The growing international flavor of TalkStation reflects an aggressive marketing strategy that has led this product into the camps of major PACS developers. GE, Philips, Siemens, IDX, Agfa, Sunquest, Kodak, Canon, and Algotec are among the companies integrating TalkStation into their own product lineups. Talk Technology provides a software developers' kit and staff to smooth the integration process, which sometimes can be completed in a matter of several weeks.

Company executives are ambiguous about the price of its product to end users. The actual outlay depends on the number of stations installed, the training and professional services the customer wants, and the level of integration with existing IT systems that needs to occur. The one constant, di Pierro said, is the rate of payback.

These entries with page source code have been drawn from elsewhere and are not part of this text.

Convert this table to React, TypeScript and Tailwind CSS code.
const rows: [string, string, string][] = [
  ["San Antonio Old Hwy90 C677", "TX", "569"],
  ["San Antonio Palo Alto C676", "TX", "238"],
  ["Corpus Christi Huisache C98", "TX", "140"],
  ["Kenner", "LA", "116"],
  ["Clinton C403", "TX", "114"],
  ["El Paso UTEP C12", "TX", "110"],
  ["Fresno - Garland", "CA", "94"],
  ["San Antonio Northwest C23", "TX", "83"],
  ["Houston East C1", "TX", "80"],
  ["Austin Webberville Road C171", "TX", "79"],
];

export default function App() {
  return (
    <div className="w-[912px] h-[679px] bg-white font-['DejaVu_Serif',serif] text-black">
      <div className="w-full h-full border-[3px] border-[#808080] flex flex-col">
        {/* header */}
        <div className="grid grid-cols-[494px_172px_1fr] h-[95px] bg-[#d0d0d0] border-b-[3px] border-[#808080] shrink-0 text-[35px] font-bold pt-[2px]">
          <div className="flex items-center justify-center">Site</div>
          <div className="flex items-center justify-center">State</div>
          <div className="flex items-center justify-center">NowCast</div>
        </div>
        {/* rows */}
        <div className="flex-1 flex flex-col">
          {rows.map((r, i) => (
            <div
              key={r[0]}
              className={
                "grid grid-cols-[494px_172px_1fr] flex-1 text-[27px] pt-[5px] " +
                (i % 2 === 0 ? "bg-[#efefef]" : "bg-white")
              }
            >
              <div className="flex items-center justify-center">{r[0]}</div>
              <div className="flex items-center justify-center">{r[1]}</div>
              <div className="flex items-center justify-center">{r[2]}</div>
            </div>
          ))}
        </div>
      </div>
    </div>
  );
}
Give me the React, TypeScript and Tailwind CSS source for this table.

"Typically the cost (to end users) is about the same as one year of transcription services," he said. "Customers get a complete return on investment in 16 months."

To assist in making its pitch to prospective customers, the company has developed a cost-benefit analysis tool. This tool records the quantity of transcription and number of reports being generated at the facility, considers the cost of these services, predicts the time needed to achieve full use of a TalkStation system, then calculates the rate of return and net value of installing the system.

Talk Technology has held down the cost of TalkStation by using off-the-shelf technology whenever possible. Its software runs on a Pentium-based platform, itself a testament to the advances made in desktop computing over the past several years. (The company recommends Pentium III or better with 256 MB of RAM.) Customers can choose from an array of microphones provided by different manufacturers.

While continuing to keep costs down, V2.2 goes a long way toward meeting the major challenge for developers of speech recognition programs: overcoming human foibles. But some difficulties remain. One of the biggest is changing the negative perception of speech recognition held by many prospective buyers. This has come from consumer PC products whose developers promised more than they could deliver.

"It does make it a little bit of a harder sell initially, but the nice thing is we can exceed this (lowered) expectation many times over," di Pierro said.